12. In S.P. Mani and Mohan Dairy v. Dr. Snehalatha Elangovan, (2023) 10 SCC 685, the Supreme Court, while highlighting the prerequisites under the two parts of Section 141 of the NI Act for making persons liable to face prosecution under Section 138 of the NI Act, also held that a person who signs the cheque or who has the authority to sign the cheque for an on behalf of the company, regardless of his office or capacity, can, prima facie, be assumed to be in charge of and responsible to the company in the conduct of its business. I may quote from the judgment as under:-
27. Under the separate provision of subsection (2), if it is proved that the offence was committed with the consent or connivance of or was attributable to the neglect on the part of any Director, manager, secretary or other officer of the company, such person would also be deemed to be guilty for that offence. Obviously, the burden of alleging and proving consent, connivance or neglect on the part of any Director, etc. would rest upon the complainant. The non obstante clause with which sub-section (2) opens indicates that the deeming provision is distinct and different from the deeming provision in sub-section (1) in which the office or designation of the person in charge of and responsible to the company for the conduct of its business is immaterial.
28. While the essential element for implicating a person under sub-section (1) is his or her being in charge of and responsible to the company in the conduct of its business at the time of commission of the offence, the emphasis in sub-section (2) is upon the holding of an office and consent, connivance or negligence of such officer irrespective of his or her being or not being actually in charge of and responsible to the company in the conduct of its business. Thus, the important and distinguishing feature in sub-section (1) is the control of a responsible person over the affairs of the company rather than his holding of an office or his designation, while the liability under sub-section (2) arises out of holding an office and consent, connivance or neglect.
29. While all the persons covered by subsection (1) and sub-section (2) are liable to be proceeded against and also punished upon the proof of their being either in charge of and responsible to the company in the conduct of its business or of their holding of the office and having been guilty of consent, connivance or neglect in the matter of commission of the offence by the company, the person covered by sub-section (1) may, by virtue of the first proviso, escape only punishment if he proves that the offence was committed without his knowledge or despite his due diligence.

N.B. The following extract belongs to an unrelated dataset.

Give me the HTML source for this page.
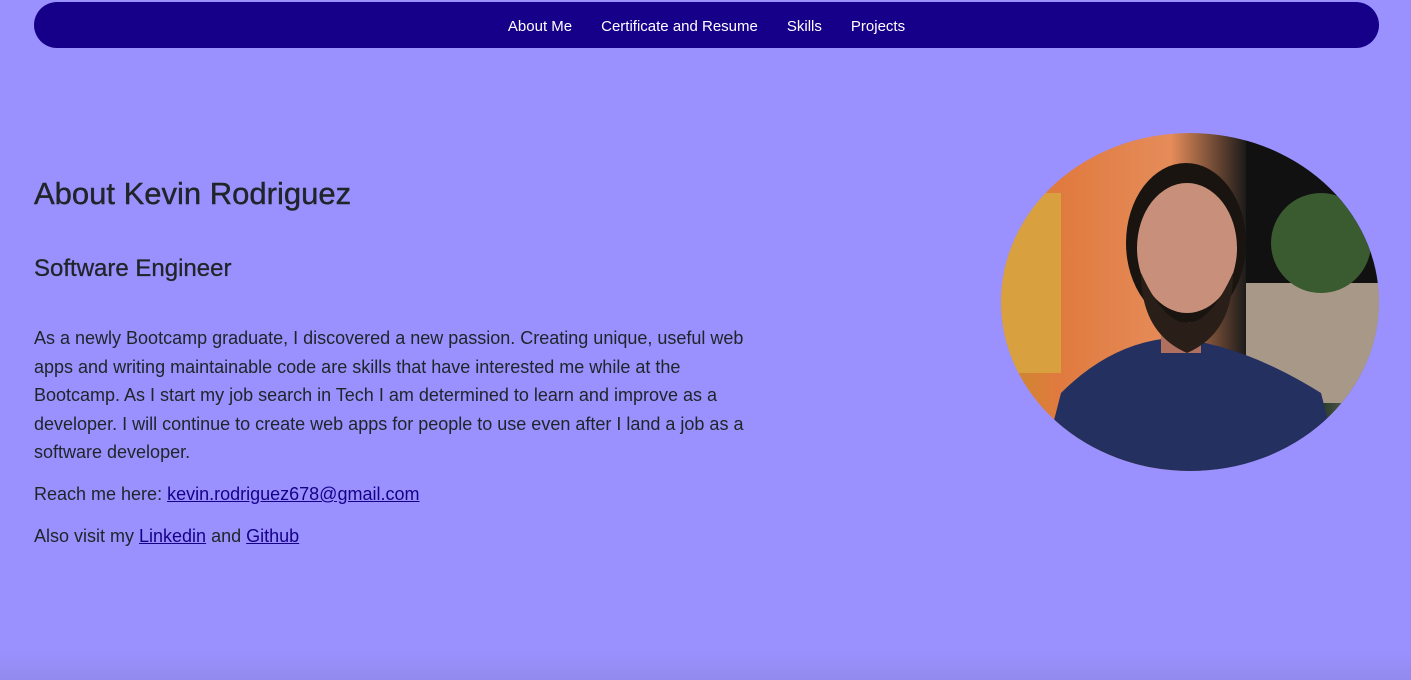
<!DOCTYPE html>
<html><head><style>
body{margin:0;width:1411px;height:680px;overflow:hidden;background:#9a91ff;font-family:"Liberation Sans",sans-serif;color:#212529;position:relative}
nav{position:absolute;left:34px;top:2px;width:1345px;height:46px;background:#16008a;border-radius:23px;display:flex;justify-content:center;align-items:center;gap:0}
nav a{color:#fff;text-decoration:none;font-size:15px;margin:0 14.5px;position:relative;top:1px}
h1{position:absolute;left:34px;top:176px;margin:0;font-size:31px;font-weight:normal;-webkit-text-stroke:0.4px #212529}
h2{position:absolute;left:34px;top:255px;margin:0;font-size:24px;font-weight:normal;-webkit-text-stroke:0.3px #212529}
.p{position:absolute;left:34px;font-size:18px;line-height:28.6px;width:725px;margin:0}
a.l{color:#16008a}
.photo{position:absolute;left:1001px;top:133px;width:378px;height:338px;border-radius:50%;overflow:hidden;background:linear-gradient(90deg,#c98a2a 0%,#e07a3f 15%,#e58c5a 45%,#1a1a1a 65%,#2a3a2a 85%,#8a8a80 100%)}
.shadow{position:absolute;left:0;right:0;top:650px;height:30px;background:linear-gradient(#9a91ff,#938aee)}
</style></head><body>
<nav><a>About Me</a><a>Certificate and Resume</a><a>Skills</a><a>Projects</a></nav>
<h1>About Kevin Rodriguez</h1>
<h2>Software Engineer</h2>
<p class="p" style="top:324px">As a newly Bootcamp graduate, I discovered a new passion. Creating unique, useful web apps and writing maintainable code are skills that have interested me while at the Bootcamp. As I start my job search in Tech I am determined to learn and improve as a developer. I will continue to create web apps for people to use even after I land a job as a software developer.</p>
<p class="p" style="top:480px">Reach me here: <a class="l" href="#">kevin.rodriguez678@gmail.com</a></p>
<p class="p" style="top:522px">Also visit my <a class="l" href="#">Linkedin</a> and <a class="l" href="#">Github</a></p>
<div class="photo">
<svg width="378" height="338" viewBox="0 0 378 338">
<rect x="0" y="60" width="60" height="180" fill="#d9a040"/>
<rect x="245" y="0" width="133" height="150" fill="#111"/>
<rect x="245" y="150" width="133" height="120" fill="#a89888"/>
<ellipse cx="320" cy="110" rx="50" ry="50" fill="#3a5a30"/>
<path d="M40 338 L60 260 Q110 210 170 205 Q240 210 320 260 L340 338 Z" fill="#243060"/>
<rect x="160" y="160" width="40" height="60" fill="#b07060"/>
<ellipse cx="185" cy="110" rx="60" ry="80" fill="#1a1410"/>
<ellipse cx="186" cy="115" rx="50" ry="65" fill="#c8907a"/>
<path d="M140 140 Q186 240 232 140 Q232 200 186 220 Q140 200 140 140Z" fill="#2a1f18"/>
</svg>
</div>
<div class="shadow"></div>
</body></html>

30. As for the requisite evidence, the burden upon the prosecution would be discharged under sub-section (1) when a person is proved to be in charge of and responsible to the company in the conduct of its business and would shift upon the accused to prove that he was ignorant or diligent, if that be his defence; whereas under sub-section (2) the prosecution would be required to allege and prove the consent, connivance or neglect and holding of the office by the accused. There is nothing to suggest that the same person cannot be made to face the prosecution either under subsection (1) or sub-section (2) or both.
31. A Director or manager can be arraigned and proved to be guilty as the person in charge of and responsible to the company as well as the Director of the company who, as such, might have consented to, connived at or been negligent in respect of the offence of dishonour of cheque, be logically deduced that a person can be arraigned in a complaint as the accused along with the company if it prima facie appears that he was in charge of and responsible to the company for the conduct of its business, although he may or may not be or may not have continued to be a Director or other officer of the company, as mentioned in sub-section (2). It would be sufficient if the complaint indicates that such person has been arraigned on the basis of averments which disclose him or her to be the person in charge of and responsible to the company in the conduct of its business at the time the offence was committed.

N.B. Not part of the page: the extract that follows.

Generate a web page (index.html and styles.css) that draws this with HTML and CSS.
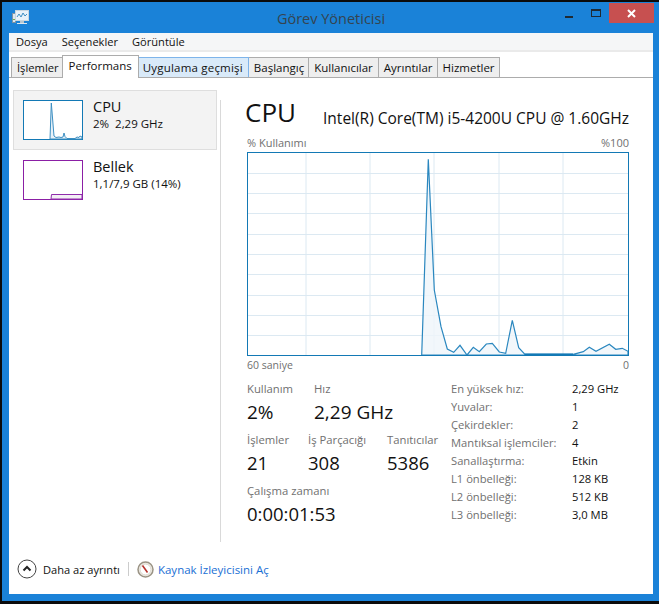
FILE: index.html
```html
<!DOCTYPE html>
<html lang="tr">
<head>
    <meta charset="UTF-8">
    <meta name="viewport" content="width=device-width, initial-scale=1.0">
    <title>Görev Yöneticisi</title>
    <link rel="stylesheet" href="styles.css">
</head>
<body>
    <div class="window">
        <div class="titlebar">
            <svg class="app-icon" width="17" height="15" viewBox="0 0 17 15">
                <rect x="0.5" y="3.5" width="3" height="9" fill="#dfe7ee" stroke="#7f95a6"/>
                <rect x="1" y="9" width="2" height="1" fill="#6fae4f"/>
                <rect x="3.5" y="0.5" width="13" height="10" fill="#e8f2fa" stroke="#c9d6df"/>
                <path d="M5 7 L7 4 L9 7 L11 3 L13 6 L15 4" fill="none" stroke="#3f8fc4"/>
                <rect x="8" y="11" width="4" height="2" fill="#b9c6d0"/>
                <rect x="5" y="13" width="10" height="1" fill="#dfe7ee"/>
            </svg>
            <div class="title">Görev Yöneticisi</div>
            <div class="controls">
                <div class="btn-min"></div>
                <div class="btn-max"></div>
                <div class="btn-close">
                    <svg width="9" height="9" viewBox="0 0 9 9"><path d="M1 1 L8 8 M8 1 L1 8" stroke="#fff" stroke-width="2"/></svg>
                </div>
            </div>
        </div>
        <div class="client">
            <div class="menubar">
                <span>Dosya</span>
                <span>Seçenekler</span>
                <span>Görüntüle</span>
            </div>
            <div class="tabs">
                <div class="tab tab-first">İşlemler</div>
                <div class="tab active">Performans</div>
                <div class="tab hover">Uygulama geçmişi</div>
                <div class="tab">Başlangıç</div>
                <div class="tab tab-wide">Kullanıcılar</div>
                <div class="tab">Ayrıntılar</div>
                <div class="tab">Hizmetler</div>
            </div>
            <div class="content">
                <div class="sidebar">
                    <div class="side-item selected">
                        <svg class="thumb" width="60" height="40" viewBox="0 0 60 40">
                            <rect x="0.5" y="0.5" width="59" height="39" fill="#fff" stroke="#1379b5"/>
                            <path d="M27 39 L28.3 3 L30 24 L31 36 L33 37.5 L36 37 L38 37.5 L40 37 L41 33 L42 36.5 L44 38.5 L52 38.5 L54 37 L56 37.5 L57 36 L59 37 L59 39 Z" fill="#e8f1f8" stroke="#3d8fc2"/>
                        </svg>
                        <div>
                            <div class="side-name">CPU</div>
                            <div class="side-info">2%&nbsp; 2,29 GHz</div>
                        </div>
                    </div>
                    <div class="side-item">
                        <svg class="thumb" width="60" height="40" viewBox="0 0 60 40">
                            <rect x="0.5" y="0.5" width="59" height="39" fill="#fff" stroke="#8b1fa5"/>
                            <path d="M28 39 L28.5 34.5 L59 34.5 L59 39 Z" fill="#f3eef5" stroke="#8f2cab"/>
                        </svg>
                        <div>
                            <div class="side-name">Bellek</div>
                            <div class="side-info">1,1/7,9 GB (14%)</div>
                        </div>
                    </div>
                </div>
                <div class="main">
                    <div class="heading">
                        <div class="heading-big">CPU</div>
                        <div class="heading-model">Intel(R) Core(TM) i5-4200U CPU @ 1.60GHz</div>
                    </div>
                    <div class="chart-labels chart-labels-top">
                        <span>% Kullanımı</span>
                        <span>%100</span>
                    </div>
                    <svg class="chart" width="382" height="204" viewBox="0 0 382 204">
                        <rect width="382" height="204" fill="#fff"/>
                        <path d="M59 1V203M123 1V203M187 1V203M252 1V203M316 1V203M1 21.5H381M1 41.5H381M1 61.5H381M1 82.5H381M1 102.5H381M1 122.5H381M1 143.5H381M1 163.5H381M1 183.5H381" stroke="#dce9f2" fill="none"/>
                        <path class="chart-line" d="M174.7 203 L181.3 7.3 L187.3 138 L194 174.7 L200.3 197 L206.7 200.3 L213 193.3 L220 203 L226.3 195.3 L232.3 199.7 L239.3 192 L245.3 191.3 L252.3 200 L258.7 201.3 L265.3 168.3 L271.7 195.7 L278 202.3 L326.3 202.3 L336.3 199.7 L342.3 195.3 L349 199.3 L362.3 192.3 L368.7 197.3 L375.3 196.3 L381 199.3 L381 203 Z"/>
                        <path d="M278 202.5 H326" stroke="#1379b5" stroke-width="2"/>
                        <rect x="0.5" y="0.5" width="381" height="203" fill="none" stroke="#1379b5"/>
                    </svg>
                    <div class="chart-labels chart-labels-bottom">
                        <span>60 saniye</span>
                        <span>0</span>
                    </div>
                    <div class="details">
                        <div class="stats">
                            <div class="stat-row">
                                <div class="stat stat-usage">
                                    <div class="stat-label">Kullanım</div>
                                    <div class="stat-value big">2%</div>
                                </div>
                                <div class="stat">
                                    <div class="stat-label">Hız</div>
                                    <div class="stat-value big">2,29 GHz</div>
                                </div>
                            </div>
                            <div class="stat-row">
                                <div class="stat stat-proc">
                                    <div class="stat-label">İşlemler</div>
                                    <div class="stat-value">21</div>
                                </div>
                                <div class="stat stat-thread">
                                    <div class="stat-label">İş Parçacığı</div>
                                    <div class="stat-value">308</div>
                                </div>
                                <div class="stat">
                                    <div class="stat-label">Tanıtıcılar</div>
                                    <div class="stat-value">5386</div>
                                </div>
                            </div>
                            <div class="stat-row">
                                <div class="stat">
                                    <div class="stat-label">Çalışma zamanı</div>
                                    <div class="stat-value">0:00:01:53</div>
                                </div>
                            </div>
                        </div>
                        <div class="specs">
                            <span class="spec-key">En yüksek hız:</span><span>2,29 GHz</span>
                            <span class="spec-key">Yuvalar:</span><span>1</span>
                            <span class="spec-key">Çekirdekler:</span><span>2</span>
                            <span class="spec-key">Mantıksal işlemciler:</span><span>4</span>
                            <span class="spec-key">Sanallaştırma:</span><span>Etkin</span>
                            <span class="spec-key">L1 önbelleği:</span><span>128 KB</span>
                            <span class="spec-key">L2 önbelleği:</span><span>512 KB</span>
                            <span class="spec-key">L3 önbelleği:</span><span>3,0 MB</span>
                        </div>
                    </div>
                </div>
            </div>
            <div class="footer">
                <svg class="less-icon" width="20" height="20" viewBox="0 0 20 20">
                    <circle cx="10" cy="10" r="9" fill="#fff" stroke="#444"/>
                    <path d="M6.5 11.5 L10 8 L13.5 11.5" fill="none" stroke="#222" stroke-width="2"/>
                </svg>
                <span class="less-text">Daha az ayrıntı</span>
                <div class="footer-sep"></div>
                <svg class="monitor-icon" width="17" height="17" viewBox="0 0 17 17">
                    <circle cx="8.5" cy="8.5" r="7.5" fill="#f2efe8" stroke="#9a9385" stroke-width="1.5"/>
                    <circle cx="8.5" cy="8.5" r="5.5" fill="#fff" stroke="#d8d4ca"/>
                    <path d="M5.5 4.5 L10.5 11.5" stroke="#b5322c" stroke-width="1.6"/>
                </svg>
                <span class="link">Kaynak İzleyicisini Aç</span>
            </div>
        </div>
    </div>
</body>
</html>
```

FILE: styles.css
```css
html, body {
    margin: 0;
    height: 100%;
}
body {
    font-family: "Open Sans", "Noto Sans", sans-serif;
    font-size: 11.5px;
    color: #111;
    background-color: #0b0b0b;
}
.window {
    box-sizing: border-box;
    height: 599px;
    margin: 2px 0 0 2px;
    width: 657px;
    background-color: #1a82d8;
    padding: 0 6px 7px 7px;
    display: flex;
    flex-direction: column;
}
.titlebar {
    height: 31px;
    flex: none;
    display: flex;
    position: relative;
    align-items: center;
}
.app-icon {
    margin: -1px 0 0 3px;
}
.title {
    position: absolute;
    left: 0;
    right: 0;
    top: 7px;
    text-align: center;
    font-size: 14.5px;
    color: #35444f;
}
.controls {
    margin-left: auto;
    margin-right: -1px;
    display: flex;
    align-self: flex-start;
}
.btn-min {
    width: 8px;
    height: 2px;
    margin: 14px 18px 0 0;
    background-color: #1f2a33;
}
.btn-max {
    box-sizing: border-box;
    width: 10px;
    height: 8px;
    margin: 7px 8px 0 0;
    border: 1px solid #1f2a33;
    border-top-width: 2px;
}
.btn-close {
    width: 45px;
    height: 20px;
    margin: 1px 0 0 0;
    background-color: #c75050;
    display: flex;
    align-items: center;
    justify-content: center;
}
.client {
    flex: 1;
    background-color: #fff;
    display: flex;
    flex-direction: column;
    min-height: 0;
}
.menubar {
    box-sizing: border-box;
    height: 19px;
    flex: none;
    background-color: #f5f6f7;
    border-bottom: 2px solid #eaeaea;
    display: flex;
    align-items: center;
    padding-left: 7px;
    gap: 14px;
    font-size: 11.1px;
}
.tabs {
    box-sizing: border-box;
    display: flex;
    height: 26px;
    flex: none;
    padding-left: 2px;
    border-bottom: 1px solid #acacac;
    align-items: flex-end;
}
.tab {
    box-sizing: border-box;
    height: 20px;
    padding: 0 4px 0 5px;
    border: 1px solid #acacac;
    border-bottom: none;
    border-left: none;
    background-color: #eee;
    line-height: 19px;
}
.tab-first {
    border-left: 1px solid #acacac;
    font-size: 11.2px;
    padding: 0 3px 0 5px;
    margin-right: -1px;
}
.tab-wide {
    padding-right: 5px;
}
.tab.active {
    height: 23px;
    margin-bottom: -1px;
    background-color: #fff;
    border-left: 1px solid #acacac;
    line-height: 20px;
    padding: 0 6px;
}
.tab.hover {
    background-color: #d9eaf9;
    border-color: #7eb4ea;
    padding: 0 5px 0 4px;
    letter-spacing: 0.2px;
}
.content {
    flex: 1;
    display: flex;
    min-height: 0;
}
.sidebar {
    box-sizing: border-box;
    width: 211px;
    padding: 12px 0 0 4px;
    flex: none;
}
.side-item {
    box-sizing: border-box;
    width: 204px;
    height: 60px;
    padding: 9px 0 0 9px;
    display: flex;
    gap: 10px;
    border: 1px solid transparent;
}
.side-item.selected {
    background-color: #f3f3f3;
    border-color: #dedede;
}
.thumb {
    flex: none;
}
.side-name {
    font-size: 14.5px;
    line-height: 16px;
    margin-top: -1px;
}
.side-info {
    font-size: 11.5px;
    line-height: 17px;
}
.main {
    flex: 1;
    margin: 22px 0 0 0;
    border-left: 1px solid #d9d9d9;
    padding-left: 26px;
    padding-right: 24px;
    display: flex;
    flex-direction: column;
}
.heading {
    display: flex;
    justify-content: space-between;
    align-items: flex-start;
    height: 28px;
    margin-top: -2px;
}
.heading-big {
    font-size: 26px;
    line-height: 28px;
    margin-left: -2px;
}
.heading-model {
    font-size: 15.5px;
    line-height: 20px;
    margin-top: 10px;
}
.chart-labels {
    display: flex;
    justify-content: space-between;
    color: #707070;
    font-size: 10.5px;
    line-height: 14px;
}
.chart-labels-top {
    font-size: 11px;
    margin-top: 10px;
}
.chart-labels-bottom {
    margin-top: 2px;
}
.chart {
    display: block;
    flex: none;
    margin-top: 2px;
}
.chart-line {
    fill: #eff5fa;
    fill-opacity: 0.8;
    stroke: #2a87bf;
    stroke-width: 1.2;
}
.details {
    display: flex;
    margin-top: 9px;
}
.stats {
    width: 204px;
    flex: none;
}
.stat-row {
    display: flex;
    height: 51px;
}
.stat-usage {
    width: 67px;
}
.stat-proc {
    width: 61px;
}
.stat-thread {
    width: 79px;
}
.stat-label {
    color: #707070;
    font-size: 11.3px;
    line-height: 16px;
}
.stat-value {
    font-size: 18.5px;
    line-height: 26px;
    margin-top: 2px;
}
.stat-value.big {
    font-size: 19px;
}
.specs {
    display: grid;
    grid-template-columns: 121px auto;
    grid-auto-rows: 18px;
    line-height: 18px;
    font-size: 11.2px;
    margin-top: -1px;
}
.spec-key {
    color: #707070;
}
.footer {
    box-sizing: border-box;
    height: 52px;
    flex: none;
    display: flex;
    align-items: center;
    padding: 2px 0 0 8px;
}
.less-text {
    margin-left: 6px;
    font-size: 11.1px;
}
.footer-sep {
    width: 1px;
    height: 14px;
    background-color: #ccc;
    margin: 0 8px;
}
.link {
    color: #1a6fd4;
    margin-left: 4px;
}
```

32. Evidently, a person who signs the cheque or who has the authority to sign the cheque for and on behalf of the company, regardless of his office or capacity, can, prima facie, be assumed to be in charge of and responsible to the company in the conduct of its business. And, where such person is prosecuted, then, if it be his defence that the offence was committed without his or her knowledge or that he or she has exercised all due diligence to prevent the commission of such offence, the burden to prove that would be on him or her and can only be discharged at the stage of evidence.”
13. In K.K. Ahuja v. V.K. Vora and Anr. (2009) 10 SCC 48, the Supreme Court highlighted the difference between the position of a Managing Director or Joint Managing Director vis a vis a Director and held that it is sufficient if an averment is made that the accused was the Managing Director or Joint Managing Director of the Company. It was clarified that for Director or an officer of the company who signed the cheque on behalf of the Company, there is no need to make specific averment that he was in charge of and was responsible to the Company; the very fact of his signing the cheque gives rise to his responsibility under sub-section (2) of Section 141 of the NI Act.

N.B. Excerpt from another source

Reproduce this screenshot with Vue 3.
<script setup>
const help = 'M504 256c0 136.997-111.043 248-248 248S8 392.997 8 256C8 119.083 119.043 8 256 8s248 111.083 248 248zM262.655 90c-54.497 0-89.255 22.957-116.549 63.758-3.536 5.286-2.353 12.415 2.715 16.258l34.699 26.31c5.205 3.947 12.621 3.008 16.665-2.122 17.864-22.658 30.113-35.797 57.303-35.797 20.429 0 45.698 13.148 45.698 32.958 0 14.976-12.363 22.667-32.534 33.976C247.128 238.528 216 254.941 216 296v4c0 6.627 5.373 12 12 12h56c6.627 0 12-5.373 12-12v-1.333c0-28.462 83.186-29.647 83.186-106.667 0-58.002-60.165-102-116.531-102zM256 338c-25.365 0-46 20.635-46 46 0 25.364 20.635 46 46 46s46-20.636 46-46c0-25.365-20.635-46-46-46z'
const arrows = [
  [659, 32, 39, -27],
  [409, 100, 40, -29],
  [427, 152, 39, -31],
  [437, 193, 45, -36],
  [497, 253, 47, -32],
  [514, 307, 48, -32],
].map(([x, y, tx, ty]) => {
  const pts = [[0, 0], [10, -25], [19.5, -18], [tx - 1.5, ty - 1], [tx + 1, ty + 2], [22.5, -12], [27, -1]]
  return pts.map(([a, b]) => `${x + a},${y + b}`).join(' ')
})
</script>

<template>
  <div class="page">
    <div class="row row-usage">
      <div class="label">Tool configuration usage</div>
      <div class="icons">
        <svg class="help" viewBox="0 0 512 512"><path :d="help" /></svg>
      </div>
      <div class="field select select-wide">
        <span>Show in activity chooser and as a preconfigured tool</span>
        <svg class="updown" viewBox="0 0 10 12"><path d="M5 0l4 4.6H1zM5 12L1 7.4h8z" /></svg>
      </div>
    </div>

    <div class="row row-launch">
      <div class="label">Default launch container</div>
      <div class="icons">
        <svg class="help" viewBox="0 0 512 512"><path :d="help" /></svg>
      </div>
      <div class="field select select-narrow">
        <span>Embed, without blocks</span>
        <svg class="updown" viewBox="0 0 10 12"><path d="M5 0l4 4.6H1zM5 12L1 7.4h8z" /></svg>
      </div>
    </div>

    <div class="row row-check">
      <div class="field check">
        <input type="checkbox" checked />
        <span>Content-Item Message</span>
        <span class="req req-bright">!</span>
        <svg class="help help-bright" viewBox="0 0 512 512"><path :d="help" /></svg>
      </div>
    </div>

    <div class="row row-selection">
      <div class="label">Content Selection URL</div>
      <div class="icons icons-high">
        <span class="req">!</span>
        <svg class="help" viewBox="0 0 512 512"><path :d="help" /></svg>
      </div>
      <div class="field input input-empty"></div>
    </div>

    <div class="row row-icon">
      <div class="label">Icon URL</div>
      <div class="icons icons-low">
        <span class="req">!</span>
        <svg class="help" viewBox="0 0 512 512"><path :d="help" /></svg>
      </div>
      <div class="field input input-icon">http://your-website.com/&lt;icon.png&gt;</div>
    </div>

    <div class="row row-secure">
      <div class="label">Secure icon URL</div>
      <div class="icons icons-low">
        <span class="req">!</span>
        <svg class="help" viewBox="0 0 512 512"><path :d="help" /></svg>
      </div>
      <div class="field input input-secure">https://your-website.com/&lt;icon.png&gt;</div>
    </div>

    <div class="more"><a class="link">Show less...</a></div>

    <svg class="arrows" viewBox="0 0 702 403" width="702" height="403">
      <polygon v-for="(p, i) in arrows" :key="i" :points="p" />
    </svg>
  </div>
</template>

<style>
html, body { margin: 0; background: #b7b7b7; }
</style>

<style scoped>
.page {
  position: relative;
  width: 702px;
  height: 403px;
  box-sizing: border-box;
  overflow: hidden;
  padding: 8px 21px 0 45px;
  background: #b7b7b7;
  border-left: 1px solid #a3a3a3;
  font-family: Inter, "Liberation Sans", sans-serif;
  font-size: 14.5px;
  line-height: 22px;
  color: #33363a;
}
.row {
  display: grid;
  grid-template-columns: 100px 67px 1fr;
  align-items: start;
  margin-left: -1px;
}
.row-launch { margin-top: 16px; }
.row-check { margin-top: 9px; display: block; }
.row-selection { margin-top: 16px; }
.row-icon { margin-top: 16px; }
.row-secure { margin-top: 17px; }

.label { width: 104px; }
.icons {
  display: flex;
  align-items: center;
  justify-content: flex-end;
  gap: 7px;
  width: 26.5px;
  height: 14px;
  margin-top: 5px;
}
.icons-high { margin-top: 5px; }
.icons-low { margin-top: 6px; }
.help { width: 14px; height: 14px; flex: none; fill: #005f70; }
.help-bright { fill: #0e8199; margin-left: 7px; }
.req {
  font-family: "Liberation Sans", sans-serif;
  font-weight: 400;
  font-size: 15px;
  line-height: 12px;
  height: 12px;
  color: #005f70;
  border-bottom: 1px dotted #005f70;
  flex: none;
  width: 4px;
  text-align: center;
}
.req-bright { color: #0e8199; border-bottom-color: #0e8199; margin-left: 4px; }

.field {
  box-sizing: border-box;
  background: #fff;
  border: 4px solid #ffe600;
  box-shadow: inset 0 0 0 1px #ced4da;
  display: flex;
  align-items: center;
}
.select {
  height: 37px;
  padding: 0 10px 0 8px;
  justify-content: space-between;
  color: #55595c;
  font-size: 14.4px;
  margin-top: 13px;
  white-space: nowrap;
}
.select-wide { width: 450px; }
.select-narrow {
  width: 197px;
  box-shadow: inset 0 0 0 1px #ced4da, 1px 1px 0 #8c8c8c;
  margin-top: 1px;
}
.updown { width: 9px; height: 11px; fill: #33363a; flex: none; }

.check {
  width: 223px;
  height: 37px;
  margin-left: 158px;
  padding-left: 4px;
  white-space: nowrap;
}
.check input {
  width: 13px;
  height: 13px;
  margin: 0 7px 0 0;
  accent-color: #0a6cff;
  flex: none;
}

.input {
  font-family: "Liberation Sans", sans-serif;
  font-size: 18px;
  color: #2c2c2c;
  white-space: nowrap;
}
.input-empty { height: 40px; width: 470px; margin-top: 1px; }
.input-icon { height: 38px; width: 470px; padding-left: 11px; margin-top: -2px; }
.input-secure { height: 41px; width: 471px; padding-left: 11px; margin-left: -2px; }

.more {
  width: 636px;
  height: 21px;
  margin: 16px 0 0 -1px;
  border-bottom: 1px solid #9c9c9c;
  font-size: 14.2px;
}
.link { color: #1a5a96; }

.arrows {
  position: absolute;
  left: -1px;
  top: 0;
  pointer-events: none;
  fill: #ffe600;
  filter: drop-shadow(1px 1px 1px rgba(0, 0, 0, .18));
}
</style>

14. The same reasoning shall also apply in case of the Chief Financial Officer, especially where such Chief Financial Officer has also signed the cheque on behalf of the Company.
15. In the present case, the petitioner is the Chief Financial Officer, who, in terms of Section 2(51)(iv) of the Companies Act, is a „Key Managerial Personnel‟ of the Accused No.1 company. The petitioner is also the signatory to the cheque in question. In the complaint, it is also stated that the petitioner was in charge and responsible for the conduct of the business of the company at the relevant time. In my view, therefore, the complaint satisfies the test of Section 141 of the NI Act for arraying the petitioner as an accused.
16. The complaint does not lay its foundation under Section 28 of the NI Act to make the petitioner liable, but instead makes him liable under Section 141 of the NI Act. The petitioner is not to be impleaded as an Accused in the Complaint only in his position as an agent or signatory of the cheque. Therefore, the provision of Section 28 of the NI Act would not have any application to the facts of the present case.
17. In light of the present set of facts, since the complaint satisfies the test of Section 141 of the NI Act and does not lay its foundation under Section 28 of the NI Act, the judgement of Sivagurunatha Pillai (Supra), as referred to by the counsel for the petitioner, does not apply to the present case.
18. Accordingly, I do not find any merit in the present petition. The same is dismissed. The application is also dismissed as infructuous. There shall be no order as to costs.
19. It is made clear that this order shall not, in any manner, affect any defence that the petitioner may lead before the learned Trial Court.